One time they played a playoff game in Portland-they won four national championships- it was a playoff game in Portland and after the game they completely cleaned up the locker room I mean every scrap and then they left a note telling the janitors to go sit with your wife by the Christmas tree. He was just a great man and he won!

For up-and-coming journalists, I know people are trying to discourage you that there aren’t jobs or aren’t as many as there used to be, I still think it’s a great choice whenever you are sitting on an airplane or at a bar people always go “ah.” People tend to work jobs they don’t typically like so to do something that you like is essential. With this kind of paucity of jobs with newspapers shrinking, talking about the writing part now, my advice is to be willing to move anywhere and that’s obviously how I have lived my life but that’s the advice I would give someone else.

If you’re willing to go anywhere I think you can make a great run at it and in the process by learning different cities and different regions you build you writing too. On the broadcast end of it I don’t know as much about it but just be open to go, a lot of people don’t do things because this other city didn’t appeal to them at all and it didn’t appeal to them.

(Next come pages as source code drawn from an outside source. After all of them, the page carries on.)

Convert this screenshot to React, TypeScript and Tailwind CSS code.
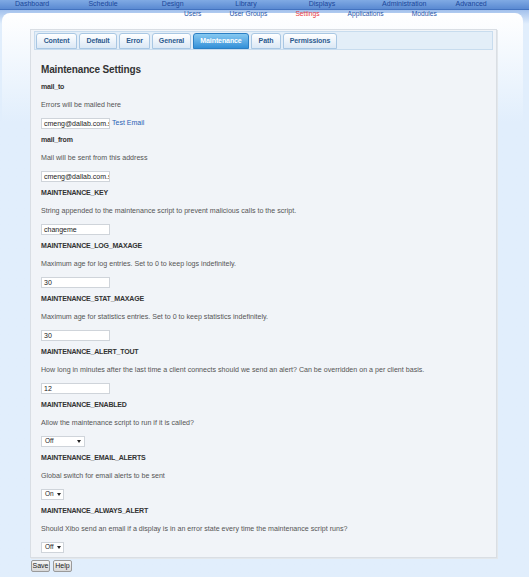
import React from 'react';

type Field = {
  key: string;
  help: string;
  kind: 'text' | 'select';
  value: string;
  width?: number;
  test?: boolean;
};

const fields: Field[] = [
  { key: 'mail_to', help: 'Errors will be mailed here', kind: 'text', value: 'cmeng@dallab.com.sg', test: true },
  { key: 'mail_from', help: 'Mail will be sent from this address', kind: 'text', value: 'cmeng@dallab.com.sg' },
  { key: 'MAINTENANCE_KEY', help: 'String appended to the maintenance script to prevent malicious calls to the script.', kind: 'text', value: 'changeme' },
  { key: 'MAINTENANCE_LOG_MAXAGE', help: 'Maximum age for log entries. Set to 0 to keep logs indefinitely.', kind: 'text', value: '30' },
  { key: 'MAINTENANCE_STAT_MAXAGE', help: 'Maximum age for statistics entries. Set to 0 to keep statistics indefinitely.', kind: 'text', value: '30' },
  { key: 'MAINTENANCE_ALERT_TOUT', help: 'How long in minutes after the last time a client connects should we send an alert? Can be overridden on a per client basis.', kind: 'text', value: '12' },
  { key: 'MAINTENANCE_ENABLED', help: 'Allow the maintenance script to run if it is called?', kind: 'select', value: 'Off', width: 44 },
  { key: 'MAINTENANCE_EMAIL_ALERTS', help: 'Global switch for email alerts to be sent', kind: 'select', value: 'On', width: 23 },
  { key: 'MAINTENANCE_ALWAYS_ALERT', help: 'Should Xibo send an email if a display is in an error state every time the maintenance script runs?', kind: 'select', value: 'Off', width: 23 },
];

const mainNav = ['Dashboard', 'Schedule', 'Design', 'Library', 'Displays', 'Administration', 'Advanced'];
const subNav = ['Users', 'User Groups', 'Settings', 'Applications', 'Modules'];

const tabs = [
  { label: 'Content', w: 'w-[41px]' },
  { label: 'Default', w: 'w-[38px]' },
  { label: 'Error', w: 'w-[31px]' },
  { label: 'General', w: 'w-[39px]' },
  { label: 'Maintenance', w: 'w-[56px]', active: true },
  { label: 'Path', w: 'w-[30px]' },
  { label: 'Permissions', w: 'w-[54px]' },
];

function SettingRow({ field }: { field: Field }) {
  return (
    <div className="h-[53px]">
      <div className="h-[17px] flex items-center text-[7px] font-bold tracking-[-0.2px] text-[#333]">{field.key}</div>
      <div className="h-[18px] flex items-center text-[7.1px] text-[#555] whitespace-nowrap">{field.help}</div>
      <div className="h-[18px] flex items-center">
        {field.kind === 'text' ? (
          <>
            <div className="w-[69px] h-[11px] bg-white border border-[#cfd4da] pl-[2px] text-[7px] leading-[9px] text-[#222] overflow-hidden whitespace-nowrap">
              {field.value}
            </div>
            {field.test && <span className="ml-[2px] text-[7px] text-[#2a62b4]">Test Email</span>}
          </>
        ) : (
          <div
            className="h-[11px] bg-white border border-[#cfd4da] pl-[3px] pr-[3px] flex items-center justify-between gap-[3px] text-[6.5px] text-[#222]"
            style={{ width: field.width }}
          >
            <span>{field.value}</span>
            <span className="w-0 h-0 border-l-[2px] border-r-[2px] border-t-[3px] border-l-transparent border-r-transparent border-t-[#222]" />
          </div>
        )}
      </div>
    </div>
  );
}

export default function App() {
  return (
    <div className="min-h-[577px] w-[529px] bg-[#e1eefc] font-['Liberation_Sans',Arial,sans-serif] overflow-hidden">
      {/* top nav */}
      <div className="h-[10px] bg-gradient-to-b from-[#80aae4] to-[#5a8ad2] border-b border-[#4373c0] flex pl-[15px]">
        {mainNav.map((n) => (
          <div key={n} className="w-[74px] text-[7px] leading-[8px] text-[#1b479a] whitespace-nowrap">{n}</div>
        ))}
      </div>
      <div className="bg-gradient-to-b from-[#a3c1ec] to-[#e1eefc] to-[14px]">
        {/* sub nav */}
        <div className="h-[8px] flex items-center gap-[28px] pl-[184px] pt-[1px] text-[6.7px] text-[#2a57a8]">
          {subNav.map((n) => (
            <span key={n} className={n === 'Settings' ? 'text-[#e8383c]' : ''}>{n}</span>
          ))}
        </div>
        {/* panel */}
        <div className="-mt-[5px] ml-[2px] mr-[6px] rounded-t-[8px] bg-gradient-to-b from-white to-[#e1eefc] to-[110px] pt-[16px] pb-[6px]">
          <div className="ml-[28px] w-[467px] bg-[#f1f4f8] border border-[#d9dee4] shadow-[1px_1px_0_#e3e7eb]">
            {/* tabs */}
            <div className="mt-[1px] ml-[3px] w-[459px] h-[19px] bg-[#e3eef8] border border-[#c8dcee] pt-[1px] pl-[1px] flex gap-[2px]">
              {tabs.map((t) => (
                <div
                  key={t.label}
                  className={
                    t.w +
                    ' h-[16px] rounded-t-[3px] border flex items-center justify-center text-[7px] font-bold tracking-[-0.1px] ' +
                    (t.active
                      ? 'bg-gradient-to-b from-[#86c9f1] to-[#3190d8] border-[#2b7fc4] text-white'
                      : 'bg-gradient-to-b from-white to-[#dbe8f5] border-[#a9c7e3] text-[#2c5a8e]')
                  }
                >
                  {t.label}
                </div>
              ))}
            </div>
            <div className="px-[10px] pb-[1px]">
              <div className="mt-[14px] h-[12px] leading-[12px] text-[10px] font-bold tracking-[-0.15px] text-[#333]">
                Maintenance Settings
              </div>
              <div className="mt-[3px]">
                {fields.map((f) => (
                  <SettingRow key={f.key} field={f} />
                ))}
              </div>
            </div>
          </div>
          <div className="mt-[2px] ml-[29px] flex gap-[3px]">
            {['Save', 'Help'].map((b) => (
              <button
                key={b}
                className="w-[19px] h-[12px] rounded-[2px] border border-[#9a9a9a] bg-gradient-to-b from-[#f6f6f6] to-[#d8d8d8] text-[7px] leading-[10px] text-[#222]"
              >
                {b}
              </button>
            ))}
          </div>
        </div>
      </div>
    </div>
  );
}
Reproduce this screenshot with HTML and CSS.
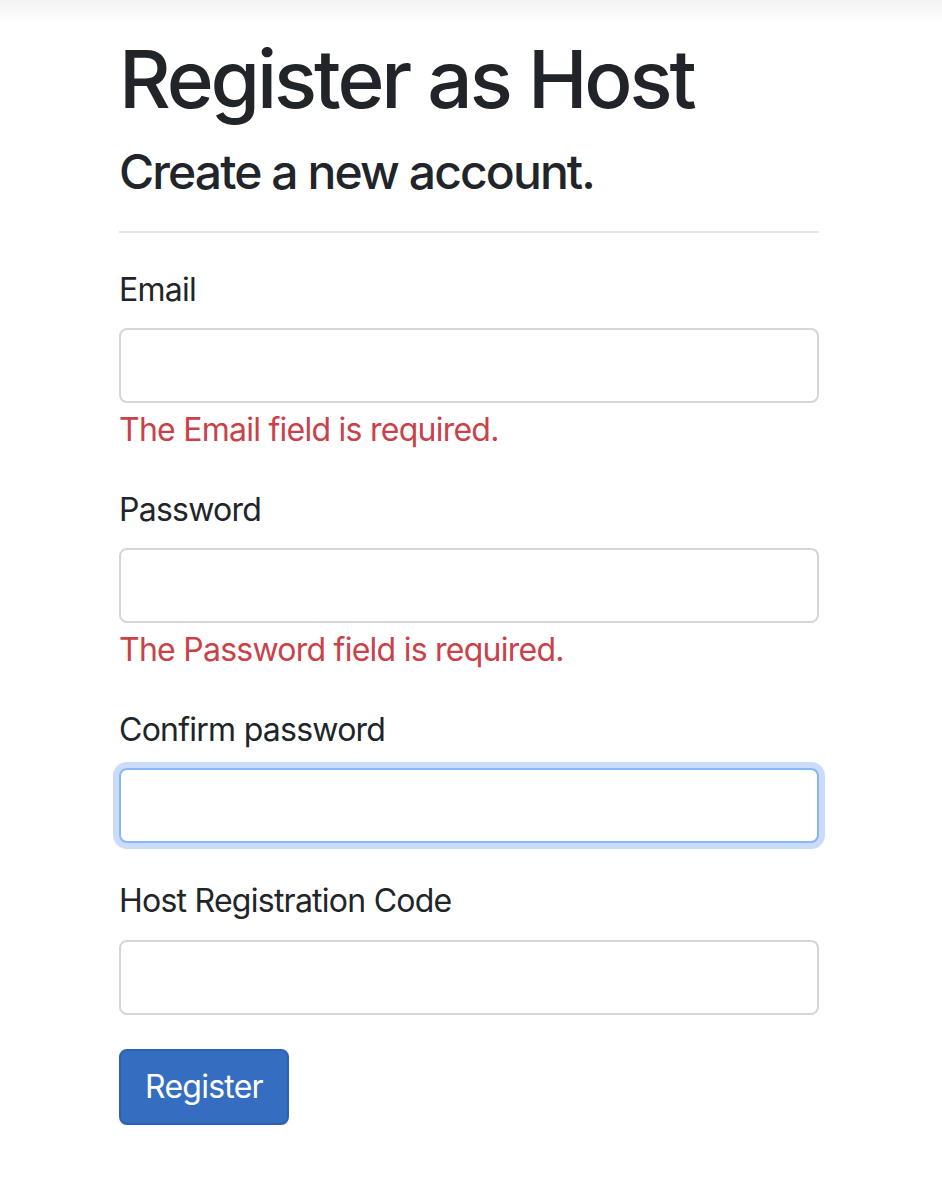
FILE: index.html
```html
<!DOCTYPE html>
<html lang="en">
<head>
<meta charset="utf-8">
<title>Register as Host</title>
<link rel="stylesheet" href="styles.css">
</head>
<body>
<div class="topshade"></div>
<main class="container">
  <h1 class="title">Register as Host</h1>
  <form class="form">
    <h4 class="subtitle">Create a new account.</h4>
    <hr class="divider">
    <div class="form-group">
      <label class="label" for="email">Email</label>
      <input class="control" id="email" type="email">
      <span class="error">The Email field is required.</span>
    </div>
    <div class="form-group">
      <label class="label" for="pw">Password</label>
      <input class="control" id="pw" type="password">
      <span class="error">The Password field is required.</span>
    </div>
    <div class="form-group focus-group">
      <label class="label" for="cpw">Confirm password</label>
      <input class="control focused" id="cpw" type="password">
    </div>
    <div class="form-group last">
      <label class="label" for="code">Host Registration Code</label>
      <input class="control" id="code" type="text">
    </div>
    <button class="btn" type="button">Register</button>
  </form>
</main>
</body>
</html>
```

FILE: styles.css
```css
html, body {
  margin: 0;
  padding: 0;
  background: #fff;
}
body {
  font-family: Inter, "Liberation Sans", sans-serif;
  color: #212529;
  font-size: 32px;
  line-height: 1.5;
  letter-spacing: -0.75px;
}
.topshade {
  height: 24px;
  background: linear-gradient(to bottom, #f3f3f3, #ffffff);
}
.container {
  width: 700px;
  margin: 0 0 0 119px;
  padding-top: 7px;
}
.title {
  margin: 0 0 16px;
  font-size: 80px;
  font-weight: 500;
  line-height: 1.2;
  letter-spacing: -3.1px;
}
.form {
  margin: 0;
}
.subtitle {
  margin: 0;
  font-size: 48px;
  font-weight: 500;
  line-height: 1.2;
  letter-spacing: -1.9px;
}
.divider {
  margin: 30px 0 33px;
  border: 0;
  border-top: 2px solid #e6e6e6;
  height: 0;
}
.form-group {
  margin-bottom: 32px;
}
.form-group.focus-group {
  margin-bottom: 34px;
}
.form-group.last {
  margin-bottom: 34px;
}
.form-group.last .label {
  margin-bottom: 15px;
}
.label {
  display: block;
  margin-bottom: 14px;
}
.control {
  display: block;
  box-sizing: border-box;
  width: 100%;
  height: 75px;
  padding: 12px 24px;
  border: 2px solid #d3d6db;
  border-radius: 8px;
  background: #fff;
  font: inherit;
  outline: none;
  margin: 0;
}
.control.focused {
  border-color: #86b7f7;
  box-shadow: 0 0 0 6px #cbdcfb;
}
.error {
  display: block;
  margin-top: 3px;
  color: #c9424a;
}
.btn {
  display: inline-block;
  box-sizing: border-box;
  height: 76px;
  padding: 12px 24px;
  border: 2px solid #2e62ae;
  border-radius: 8px;
  background: #356ec0;
  color: #fff;
  font: inherit;
  letter-spacing: inherit;
  line-height: 1.5;
  cursor: pointer;
}
```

A lot of people are scared of the unfamiliar and what I would say is don’t be scared of the unfamiliar because every little piece you put in there, if you go somewhere when you’re 27 you can leave when you’re 29 and that still would have been two valuable years to pick up stuff. I think in broadcasting too the array of experience comes in to play too in terms of how far you can go with it. If you have a wider array of experiences, that’s the way I see it. Maybe you will go into a job and stay there for 66 years like Vin Scully did, and that’s a good life. The thing I always say is have the willingness to go. In either one of these fields there is story telling to be told.